*WHAT YOU SHOULD DO:* Filter the records below for the word "components". Copy each line that holds it.

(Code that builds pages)
+---+

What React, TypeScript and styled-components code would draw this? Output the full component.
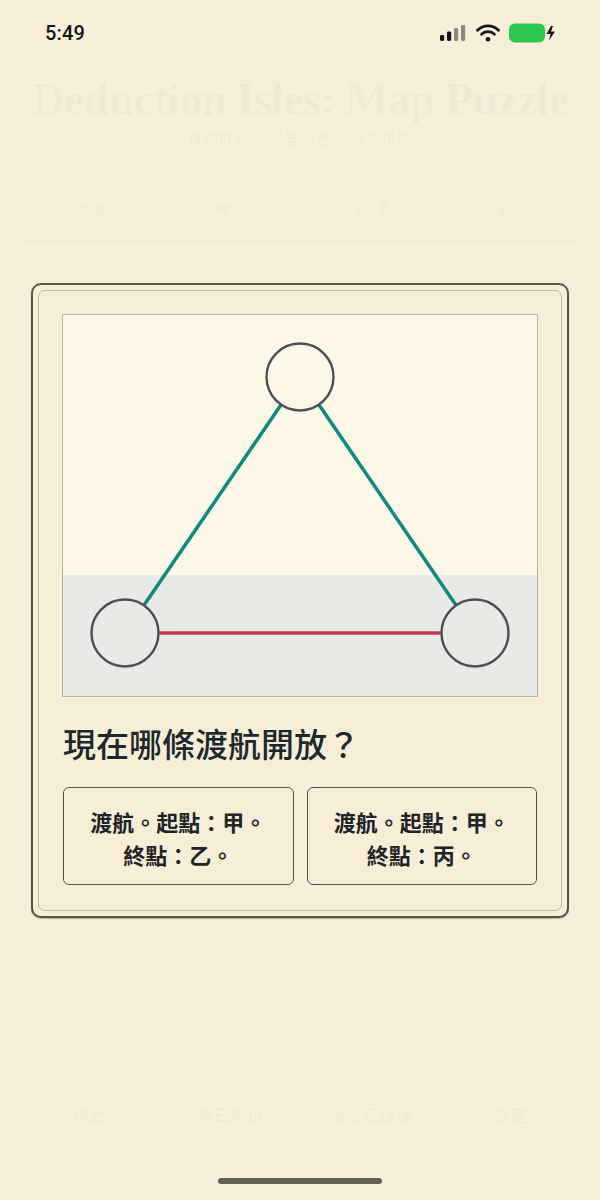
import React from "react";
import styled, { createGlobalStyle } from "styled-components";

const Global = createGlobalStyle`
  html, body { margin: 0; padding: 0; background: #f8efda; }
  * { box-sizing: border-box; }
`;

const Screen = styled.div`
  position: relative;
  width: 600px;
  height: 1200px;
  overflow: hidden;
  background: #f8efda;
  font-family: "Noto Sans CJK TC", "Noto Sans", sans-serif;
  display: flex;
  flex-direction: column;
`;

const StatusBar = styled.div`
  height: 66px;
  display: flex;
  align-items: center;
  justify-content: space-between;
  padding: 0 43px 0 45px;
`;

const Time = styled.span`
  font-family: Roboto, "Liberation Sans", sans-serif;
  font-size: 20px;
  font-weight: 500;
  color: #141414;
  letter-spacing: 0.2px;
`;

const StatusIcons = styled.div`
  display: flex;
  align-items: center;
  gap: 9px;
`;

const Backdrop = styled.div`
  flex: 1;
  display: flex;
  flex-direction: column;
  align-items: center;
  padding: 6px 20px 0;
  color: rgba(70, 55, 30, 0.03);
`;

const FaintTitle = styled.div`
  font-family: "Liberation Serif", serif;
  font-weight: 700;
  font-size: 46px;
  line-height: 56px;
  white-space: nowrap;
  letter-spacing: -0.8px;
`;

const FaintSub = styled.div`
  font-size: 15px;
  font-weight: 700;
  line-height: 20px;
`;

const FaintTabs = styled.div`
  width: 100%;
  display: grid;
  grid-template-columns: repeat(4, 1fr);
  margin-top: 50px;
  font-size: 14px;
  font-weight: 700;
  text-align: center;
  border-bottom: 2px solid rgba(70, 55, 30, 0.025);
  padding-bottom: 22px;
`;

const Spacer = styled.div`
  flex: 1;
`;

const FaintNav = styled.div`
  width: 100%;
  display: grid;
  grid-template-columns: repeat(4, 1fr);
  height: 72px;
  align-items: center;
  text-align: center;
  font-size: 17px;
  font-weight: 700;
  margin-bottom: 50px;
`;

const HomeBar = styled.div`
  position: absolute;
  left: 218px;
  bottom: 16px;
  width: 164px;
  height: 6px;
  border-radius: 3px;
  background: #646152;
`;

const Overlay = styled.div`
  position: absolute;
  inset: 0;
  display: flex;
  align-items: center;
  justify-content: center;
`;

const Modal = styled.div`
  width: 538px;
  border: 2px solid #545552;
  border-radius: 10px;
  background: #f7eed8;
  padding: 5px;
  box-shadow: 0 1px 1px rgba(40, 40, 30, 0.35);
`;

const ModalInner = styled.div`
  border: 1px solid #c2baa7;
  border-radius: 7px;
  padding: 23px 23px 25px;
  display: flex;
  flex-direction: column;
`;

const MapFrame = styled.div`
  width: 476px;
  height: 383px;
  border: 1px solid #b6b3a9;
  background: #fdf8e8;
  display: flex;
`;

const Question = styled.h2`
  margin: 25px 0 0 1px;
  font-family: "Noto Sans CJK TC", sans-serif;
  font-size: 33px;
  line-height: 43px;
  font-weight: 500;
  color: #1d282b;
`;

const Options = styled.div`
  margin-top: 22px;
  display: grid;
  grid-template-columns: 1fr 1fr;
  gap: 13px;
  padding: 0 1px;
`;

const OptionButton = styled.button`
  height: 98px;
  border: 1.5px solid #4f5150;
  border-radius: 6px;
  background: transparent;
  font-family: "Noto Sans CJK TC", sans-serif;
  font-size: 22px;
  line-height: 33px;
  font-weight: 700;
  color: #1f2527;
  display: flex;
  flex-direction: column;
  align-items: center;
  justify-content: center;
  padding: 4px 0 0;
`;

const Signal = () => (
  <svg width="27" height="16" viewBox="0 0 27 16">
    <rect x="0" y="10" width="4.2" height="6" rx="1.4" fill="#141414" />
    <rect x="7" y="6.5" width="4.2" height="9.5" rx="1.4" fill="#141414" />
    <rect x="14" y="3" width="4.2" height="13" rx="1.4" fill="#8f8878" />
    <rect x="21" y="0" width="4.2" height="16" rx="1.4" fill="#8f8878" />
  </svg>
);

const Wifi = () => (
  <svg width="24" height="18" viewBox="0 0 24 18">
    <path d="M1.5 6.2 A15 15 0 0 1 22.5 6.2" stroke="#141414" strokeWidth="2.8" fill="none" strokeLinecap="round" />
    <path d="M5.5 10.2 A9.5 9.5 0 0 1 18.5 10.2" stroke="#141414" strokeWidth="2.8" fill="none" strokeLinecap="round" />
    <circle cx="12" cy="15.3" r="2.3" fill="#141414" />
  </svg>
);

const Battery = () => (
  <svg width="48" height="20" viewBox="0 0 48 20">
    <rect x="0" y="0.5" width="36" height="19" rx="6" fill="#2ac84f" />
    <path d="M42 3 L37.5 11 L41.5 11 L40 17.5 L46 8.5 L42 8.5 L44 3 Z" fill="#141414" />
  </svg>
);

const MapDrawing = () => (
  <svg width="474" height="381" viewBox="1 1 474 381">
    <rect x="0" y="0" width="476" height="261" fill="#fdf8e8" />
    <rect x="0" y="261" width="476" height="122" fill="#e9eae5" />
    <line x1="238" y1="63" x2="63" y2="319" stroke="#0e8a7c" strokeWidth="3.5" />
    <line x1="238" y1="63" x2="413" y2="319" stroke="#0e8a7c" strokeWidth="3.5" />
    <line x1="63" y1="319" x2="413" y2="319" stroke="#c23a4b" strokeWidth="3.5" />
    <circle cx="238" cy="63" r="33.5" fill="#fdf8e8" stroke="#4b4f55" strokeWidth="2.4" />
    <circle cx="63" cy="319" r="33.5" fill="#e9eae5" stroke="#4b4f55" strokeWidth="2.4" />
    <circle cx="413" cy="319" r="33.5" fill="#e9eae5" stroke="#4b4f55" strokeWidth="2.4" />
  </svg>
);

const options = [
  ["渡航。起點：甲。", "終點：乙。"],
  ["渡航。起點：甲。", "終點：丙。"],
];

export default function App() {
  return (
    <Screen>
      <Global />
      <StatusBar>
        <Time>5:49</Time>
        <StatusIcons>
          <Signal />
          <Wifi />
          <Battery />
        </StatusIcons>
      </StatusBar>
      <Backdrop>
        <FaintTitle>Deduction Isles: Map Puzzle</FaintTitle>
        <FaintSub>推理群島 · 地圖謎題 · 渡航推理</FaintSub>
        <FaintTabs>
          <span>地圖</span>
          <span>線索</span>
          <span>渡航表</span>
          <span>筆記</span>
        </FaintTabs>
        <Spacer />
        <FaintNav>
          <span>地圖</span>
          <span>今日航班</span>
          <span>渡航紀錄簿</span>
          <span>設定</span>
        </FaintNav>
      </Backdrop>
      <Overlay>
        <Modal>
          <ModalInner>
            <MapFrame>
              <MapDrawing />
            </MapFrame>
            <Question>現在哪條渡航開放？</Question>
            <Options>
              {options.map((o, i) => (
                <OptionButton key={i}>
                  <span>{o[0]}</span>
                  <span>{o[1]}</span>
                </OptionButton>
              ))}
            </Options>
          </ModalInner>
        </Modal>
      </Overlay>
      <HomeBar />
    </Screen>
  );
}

+---+

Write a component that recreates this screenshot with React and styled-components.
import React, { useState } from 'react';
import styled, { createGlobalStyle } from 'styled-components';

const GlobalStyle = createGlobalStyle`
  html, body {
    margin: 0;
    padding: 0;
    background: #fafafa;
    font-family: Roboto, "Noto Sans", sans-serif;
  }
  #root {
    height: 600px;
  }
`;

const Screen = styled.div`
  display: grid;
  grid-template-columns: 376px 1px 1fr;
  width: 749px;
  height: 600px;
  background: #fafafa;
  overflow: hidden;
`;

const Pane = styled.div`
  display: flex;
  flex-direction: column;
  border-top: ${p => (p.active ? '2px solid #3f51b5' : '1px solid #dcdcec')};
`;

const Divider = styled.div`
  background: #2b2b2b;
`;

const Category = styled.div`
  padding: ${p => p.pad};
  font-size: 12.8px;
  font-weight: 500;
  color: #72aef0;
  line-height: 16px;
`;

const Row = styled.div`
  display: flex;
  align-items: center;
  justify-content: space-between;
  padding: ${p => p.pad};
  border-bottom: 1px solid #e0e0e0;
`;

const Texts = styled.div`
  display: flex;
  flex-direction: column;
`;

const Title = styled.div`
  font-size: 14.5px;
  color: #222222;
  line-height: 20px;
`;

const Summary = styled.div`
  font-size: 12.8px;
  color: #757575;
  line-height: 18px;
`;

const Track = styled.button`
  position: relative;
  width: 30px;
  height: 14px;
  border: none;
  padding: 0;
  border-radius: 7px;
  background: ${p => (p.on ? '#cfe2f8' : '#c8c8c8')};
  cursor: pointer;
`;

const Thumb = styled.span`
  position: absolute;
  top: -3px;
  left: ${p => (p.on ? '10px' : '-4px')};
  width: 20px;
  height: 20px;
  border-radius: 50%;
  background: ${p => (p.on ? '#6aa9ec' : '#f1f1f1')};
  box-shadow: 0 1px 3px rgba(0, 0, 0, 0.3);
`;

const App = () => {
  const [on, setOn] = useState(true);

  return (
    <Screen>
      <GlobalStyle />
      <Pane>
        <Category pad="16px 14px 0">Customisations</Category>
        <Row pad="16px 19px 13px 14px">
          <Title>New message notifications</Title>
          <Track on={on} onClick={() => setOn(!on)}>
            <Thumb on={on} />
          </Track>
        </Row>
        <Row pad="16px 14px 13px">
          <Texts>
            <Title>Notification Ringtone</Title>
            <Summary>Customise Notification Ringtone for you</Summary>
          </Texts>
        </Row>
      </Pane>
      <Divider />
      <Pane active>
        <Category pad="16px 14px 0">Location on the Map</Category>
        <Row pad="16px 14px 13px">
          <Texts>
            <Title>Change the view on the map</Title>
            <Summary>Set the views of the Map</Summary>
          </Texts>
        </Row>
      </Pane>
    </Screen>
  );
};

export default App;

+---+

*RESULT:*
What React, TypeScript and styled-components code would draw this? Output the full component.
import styled, { createGlobalStyle } from "styled-components";
Write a component that recreates this screenshot with React and styled-components.
import styled, { createGlobalStyle } from 'styled-components';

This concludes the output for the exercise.